In Wirklichkeit kommt es darauf an, sich für den Prozess zu öffnen, der uns vom Belanglosen zum Wesentlichen, vom Rand in die Mitte, von tausend Ablenkungen zu dem hinführt, was uns unbedingt angeht. Das Ziel, das wir damit erreichen, hat viele Namen: Echtheit, existentielle Tiefe, Friede mit sich und seinem Schicksal, Versöhnung, Nähe zu Gott und den Menschen - oder einfach die reine Freude, wie sie Castaneda beim alten Indianer gefunden hat.

Noch einmal zur Asche! Sie ist das Symbol eines durch Feuer geläuterten Wesens. Niemand wird leugnen, dass Schmerzen wie Feuer brennen können.
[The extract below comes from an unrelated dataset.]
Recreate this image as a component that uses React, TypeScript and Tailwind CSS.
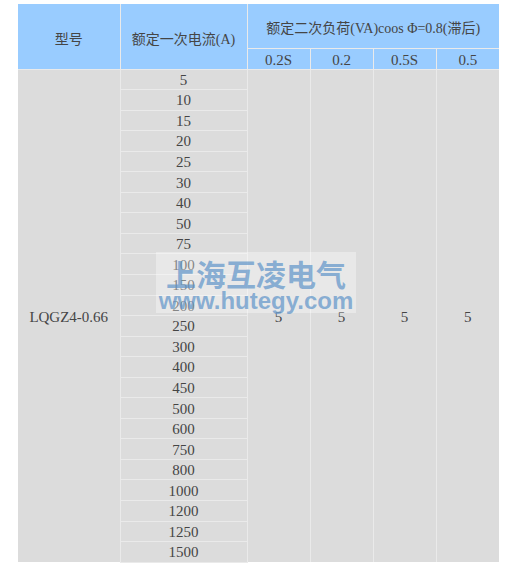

Wer eine schwere Lebenskrise durchgemacht hat, kann sagen: Es war wie ein Gang durch das Feuer. In den Zeiten, von denen die Hl. Schrift berichtet, setzten sich Menschen, die vom Leid überwältigt waren, in die Asche oder streuten sich diese aufs Haupt, um auszudrücken, dass sie mitten im Feuer des Schmerzes sind.

Für die Heilung der Seele ist es wichtig, so die Erfahrung der Psychotherapie, den Schmerz zuzulassen und ihn in einer sicheren Begleitung anzunehmen. Ebenso weiß man um den Wert von wirksamen Trauerritualen. Eine durchgreifende und dauerhafte Wandlung eines Lebensschicksals beginnt nicht bei den guten Vorsätzen, sondern bei dem, worunter wir leiden.
Die Asche ist das letzte, was von uns übrig bleibt, zugleich das, was endgültig, echt und unvergänglich ist. Sie ist das Sinnbild für das, was bei einem schmerzvollen Prozess der Wandlung heraus kommt. Es ist der neue, der geläuterte und gefestigte Mensch, von dem das Unwesentliche und Überflüssige abgefallen ist, der die zermürbenden Konflikte hinter sich gelassen hat und die reine Freude und die Hoffnung auf Unsterblichkeit wie einen  Funken in der Asche in sich trägt.